- [Recorded data]
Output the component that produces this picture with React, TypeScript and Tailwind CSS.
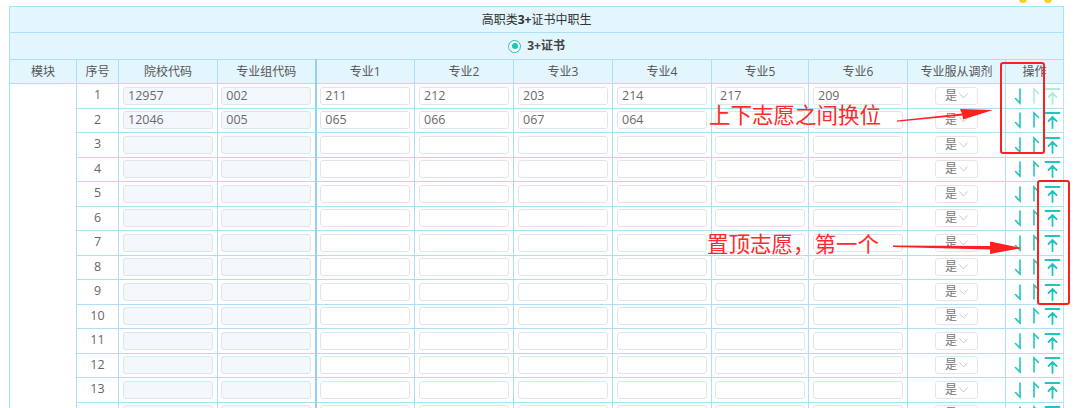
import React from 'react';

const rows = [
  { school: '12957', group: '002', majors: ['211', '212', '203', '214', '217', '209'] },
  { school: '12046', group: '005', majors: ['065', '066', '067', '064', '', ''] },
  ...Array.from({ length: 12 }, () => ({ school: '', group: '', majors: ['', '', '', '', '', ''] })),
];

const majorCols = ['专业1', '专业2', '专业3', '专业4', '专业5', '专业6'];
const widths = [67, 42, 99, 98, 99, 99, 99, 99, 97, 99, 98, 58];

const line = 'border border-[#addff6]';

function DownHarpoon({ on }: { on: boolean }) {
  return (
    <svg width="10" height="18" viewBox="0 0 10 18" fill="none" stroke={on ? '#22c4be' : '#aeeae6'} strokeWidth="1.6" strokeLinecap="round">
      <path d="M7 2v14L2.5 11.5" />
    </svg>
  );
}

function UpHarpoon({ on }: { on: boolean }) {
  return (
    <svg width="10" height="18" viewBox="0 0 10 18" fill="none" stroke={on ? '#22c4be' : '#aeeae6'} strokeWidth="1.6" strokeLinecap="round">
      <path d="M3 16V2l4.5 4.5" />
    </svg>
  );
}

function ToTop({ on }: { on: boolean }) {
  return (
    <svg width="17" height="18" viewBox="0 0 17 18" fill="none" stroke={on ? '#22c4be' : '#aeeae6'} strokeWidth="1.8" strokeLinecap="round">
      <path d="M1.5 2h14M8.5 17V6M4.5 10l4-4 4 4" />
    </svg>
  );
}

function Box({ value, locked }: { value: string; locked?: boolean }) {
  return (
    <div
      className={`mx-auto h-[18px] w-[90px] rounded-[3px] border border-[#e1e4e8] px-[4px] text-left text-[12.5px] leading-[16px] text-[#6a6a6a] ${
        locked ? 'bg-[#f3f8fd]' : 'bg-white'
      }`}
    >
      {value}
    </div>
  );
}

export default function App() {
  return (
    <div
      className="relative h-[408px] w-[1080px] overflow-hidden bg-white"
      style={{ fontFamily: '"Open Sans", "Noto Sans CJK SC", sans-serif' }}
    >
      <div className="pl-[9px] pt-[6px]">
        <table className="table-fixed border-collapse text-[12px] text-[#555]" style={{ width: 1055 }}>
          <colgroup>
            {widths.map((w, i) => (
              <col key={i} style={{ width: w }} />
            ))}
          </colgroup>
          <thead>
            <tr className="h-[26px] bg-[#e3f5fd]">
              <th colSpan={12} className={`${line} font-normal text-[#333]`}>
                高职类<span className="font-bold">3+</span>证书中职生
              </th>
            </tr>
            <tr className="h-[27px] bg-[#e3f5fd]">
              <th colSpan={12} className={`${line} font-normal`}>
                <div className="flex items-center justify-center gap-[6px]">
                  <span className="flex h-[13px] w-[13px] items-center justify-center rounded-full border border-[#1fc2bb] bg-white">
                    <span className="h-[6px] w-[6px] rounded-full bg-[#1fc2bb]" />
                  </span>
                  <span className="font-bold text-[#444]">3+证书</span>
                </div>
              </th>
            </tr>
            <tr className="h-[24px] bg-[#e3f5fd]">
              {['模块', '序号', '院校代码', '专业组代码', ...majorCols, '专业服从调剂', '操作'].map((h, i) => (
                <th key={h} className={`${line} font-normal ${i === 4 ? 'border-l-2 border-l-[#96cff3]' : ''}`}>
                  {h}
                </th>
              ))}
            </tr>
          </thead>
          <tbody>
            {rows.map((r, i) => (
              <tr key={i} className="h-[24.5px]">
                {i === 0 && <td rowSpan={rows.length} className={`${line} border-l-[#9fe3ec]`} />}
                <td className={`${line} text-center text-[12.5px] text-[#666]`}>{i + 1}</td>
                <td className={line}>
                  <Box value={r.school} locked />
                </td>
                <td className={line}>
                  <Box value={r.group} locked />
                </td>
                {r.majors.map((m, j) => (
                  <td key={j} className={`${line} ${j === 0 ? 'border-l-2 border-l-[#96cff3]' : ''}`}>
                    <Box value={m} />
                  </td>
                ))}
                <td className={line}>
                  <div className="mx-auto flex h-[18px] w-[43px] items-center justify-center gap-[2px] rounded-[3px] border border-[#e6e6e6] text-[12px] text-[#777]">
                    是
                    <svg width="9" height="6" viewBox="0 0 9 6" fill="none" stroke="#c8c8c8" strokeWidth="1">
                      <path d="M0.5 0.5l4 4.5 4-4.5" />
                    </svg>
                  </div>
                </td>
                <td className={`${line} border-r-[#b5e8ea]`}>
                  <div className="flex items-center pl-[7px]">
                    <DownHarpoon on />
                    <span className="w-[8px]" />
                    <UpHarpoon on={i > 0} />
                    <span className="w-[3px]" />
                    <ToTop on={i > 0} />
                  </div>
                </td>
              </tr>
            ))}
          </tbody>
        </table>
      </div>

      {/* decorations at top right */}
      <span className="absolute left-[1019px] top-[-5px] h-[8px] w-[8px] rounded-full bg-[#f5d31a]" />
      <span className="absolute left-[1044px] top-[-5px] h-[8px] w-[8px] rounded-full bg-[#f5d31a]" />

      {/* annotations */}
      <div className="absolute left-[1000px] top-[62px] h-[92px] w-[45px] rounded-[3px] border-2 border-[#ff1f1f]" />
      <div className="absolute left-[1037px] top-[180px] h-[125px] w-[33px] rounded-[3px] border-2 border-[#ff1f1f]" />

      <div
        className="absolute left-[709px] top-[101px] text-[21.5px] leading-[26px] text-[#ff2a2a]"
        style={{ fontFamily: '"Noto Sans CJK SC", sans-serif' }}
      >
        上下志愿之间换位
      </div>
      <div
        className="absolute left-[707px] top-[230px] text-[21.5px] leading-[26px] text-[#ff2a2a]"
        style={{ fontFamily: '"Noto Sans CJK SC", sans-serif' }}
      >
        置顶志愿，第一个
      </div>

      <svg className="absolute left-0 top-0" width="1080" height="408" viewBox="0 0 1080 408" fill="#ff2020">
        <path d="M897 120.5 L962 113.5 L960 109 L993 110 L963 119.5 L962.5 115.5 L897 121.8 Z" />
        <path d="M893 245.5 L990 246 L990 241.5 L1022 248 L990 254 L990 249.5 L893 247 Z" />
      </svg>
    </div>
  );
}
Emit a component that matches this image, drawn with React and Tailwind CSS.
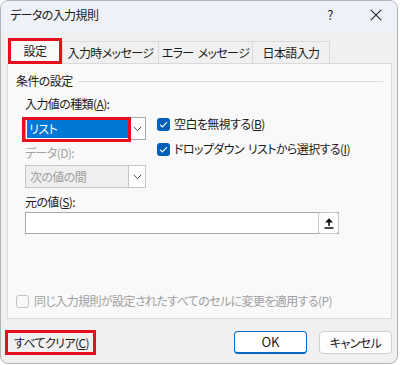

- [Objective]
Copy the material shown above in full and exactly. Skip the pictures.

- [Output for this task]
Output the component that produces this picture with React, TypeScript and Tailwind CSS.
import React from 'react';

const rows = [
  { school: '12957', group: '002', majors: ['211', '212', '203', '214', '217', '209'] },
  { school: '12046', group: '005', majors: ['065', '066', '067', '064', '', ''] },
  ...Array.from({ length: 12 }, () => ({ school: '', group: '', majors: ['', '', '', '', '', ''] })),
];

const majorCols = ['专业1', '专业2', '专业3', '专业4', '专业5', '专业6'];
const widths = [67, 42, 99, 98, 99, 99, 99, 99, 97, 99, 98, 58];

const line = 'border border-[#addff6]';

function DownHarpoon({ on }: { on: boolean }) {
  return (
    <svg width="10" height="18" viewBox="0 0 10 18" fill="none" stroke={on ? '#22c4be' : '#aeeae6'} strokeWidth="1.6" strokeLinecap="round">
      <path d="M7 2v14L2.5 11.5" />
    </svg>
  );
}

function UpHarpoon({ on }: { on: boolean }) {
  return (
    <svg width="10" height="18" viewBox="0 0 10 18" fill="none" stroke={on ? '#22c4be' : '#aeeae6'} strokeWidth="1.6" strokeLinecap="round">
      <path d="M3 16V2l4.5 4.5" />
    </svg>
  );
}

function ToTop({ on }: { on: boolean }) {
  return (
    <svg width="17" height="18" viewBox="0 0 17 18" fill="none" stroke={on ? '#22c4be' : '#aeeae6'} strokeWidth="1.8" strokeLinecap="round">
      <path d="M1.5 2h14M8.5 17V6M4.5 10l4-4 4 4" />
    </svg>
  );
}

function Box({ value, locked }: { value: string; locked?: boolean }) {
  return (
    <div
      className={`mx-auto h-[18px] w-[90px] rounded-[3px] border border-[#e1e4e8] px-[4px] text-left text-[12.5px] leading-[16px] text-[#6a6a6a] ${
        locked ? 'bg-[#f3f8fd]' : 'bg-white'
      }`}
    >
      {value}
    </div>
  );
}

export default function App() {
  return (
    <div
      className="relative h-[408px] w-[1080px] overflow-hidden bg-white"
      style={{ fontFamily: '"Open Sans", "Noto Sans CJK SC", sans-serif' }}
    >
      <div className="pl-[9px] pt-[6px]">
        <table className="table-fixed border-collapse text-[12px] text-[#555]" style={{ width: 1055 }}>
          <colgroup>
            {widths.map((w, i) => (
              <col key={i} style={{ width: w }} />
            ))}
          </colgroup>
          <thead>
            <tr className="h-[26px] bg-[#e3f5fd]">
              <th colSpan={12} className={`${line} font-normal text-[#333]`}>
                高职类<span className="font-bold">3+</span>证书中职生
              </th>
            </tr>
            <tr className="h-[27px] bg-[#e3f5fd]">
              <th colSpan={12} className={`${line} font-normal`}>
                <div className="flex items-center justify-center gap-[6px]">
                  <span className="flex h-[13px] w-[13px] items-center justify-center rounded-full border border-[#1fc2bb] bg-white">
                    <span className="h-[6px] w-[6px] rounded-full bg-[#1fc2bb]" />
                  </span>
                  <span className="font-bold text-[#444]">3+证书</span>
                </div>
              </th>
            </tr>
            <tr className="h-[24px] bg-[#e3f5fd]">
              {['模块', '序号', '院校代码', '专业组代码', ...majorCols, '专业服从调剂', '操作'].map((h, i) => (
                <th key={h} className={`${line} font-normal ${i === 4 ? 'border-l-2 border-l-[#96cff3]' : ''}`}>
                  {h}
                </th>
              ))}
            </tr>
          </thead>
          <tbody>
            {rows.map((r, i) => (
              <tr key={i} className="h-[24.5px]">
                {i === 0 && <td rowSpan={rows.length} className={`${line} border-l-[#9fe3ec]`} />}
                <td className={`${line} text-center text-[12.5px] text-[#666]`}>{i + 1}</td>
                <td className={line}>
                  <Box value={r.school} locked />
                </td>
                <td className={line}>
                  <Box value={r.group} locked />
                </td>
                {r.majors.map((m, j) => (
                  <td key={j} className={`${line} ${j === 0 ? 'border-l-2 border-l-[#96cff3]' : ''}`}>
                    <Box value={m} />
                  </td>
                ))}
                <td className={line}>
                  <div className="mx-auto flex h-[18px] w-[43px] items-center justify-center gap-[2px] rounded-[3px] border border-[#e6e6e6] text-[12px] text-[#777]">
                    是
                    <svg width="9" height="6" viewBox="0 0 9 6" fill="none" stroke="#c8c8c8" strokeWidth="1">
                      <path d="M0.5 0.5l4 4.5 4-4.5" />
                    </svg>
                  </div>
                </td>
                <td className={`${line} border-r-[#b5e8ea]`}>
                  <div className="flex items-center pl-[7px]">
                    <DownHarpoon on />
                    <span className="w-[8px]" />
                    <UpHarpoon on={i > 0} />
                    <span className="w-[3px]" />
                    <ToTop on={i > 0} />
                  </div>
                </td>
              </tr>
            ))}
          </tbody>
        </table>
      </div>

      {/* decorations at top right */}
      <span className="absolute left-[1019px] top-[-5px] h-[8px] w-[8px] rounded-full bg-[#f5d31a]" />
      <span className="absolute left-[1044px] top-[-5px] h-[8px] w-[8px] rounded-full bg-[#f5d31a]" />

      {/* annotations */}
      <div className="absolute left-[1000px] top-[62px] h-[92px] w-[45px] rounded-[3px] border-2 border-[#ff1f1f]" />
      <div className="absolute left-[1037px] top-[180px] h-[125px] w-[33px] rounded-[3px] border-2 border-[#ff1f1f]" />

      <div
        className="absolute left-[709px] top-[101px] text-[21.5px] leading-[26px] text-[#ff2a2a]"
        style={{ fontFamily: '"Noto Sans CJK SC", sans-serif' }}
      >
        上下志愿之间换位
      </div>
      <div
        className="absolute left-[707px] top-[230px] text-[21.5px] leading-[26px] text-[#ff2a2a]"
        style={{ fontFamily: '"Noto Sans CJK SC", sans-serif' }}
      >
        置顶志愿，第一个
      </div>

      <svg className="absolute left-0 top-0" width="1080" height="408" viewBox="0 0 1080 408" fill="#ff2020">
        <path d="M897 120.5 L962 113.5 L960 109 L993 110 L963 119.5 L962.5 115.5 L897 121.8 Z" />
        <path d="M893 245.5 L990 246 L990 241.5 L1022 248 L990 254 L990 249.5 L893 247 Z" />
      </svg>
    </div>
  );
}
Emit a component that matches this image, drawn with React and Tailwind CSS.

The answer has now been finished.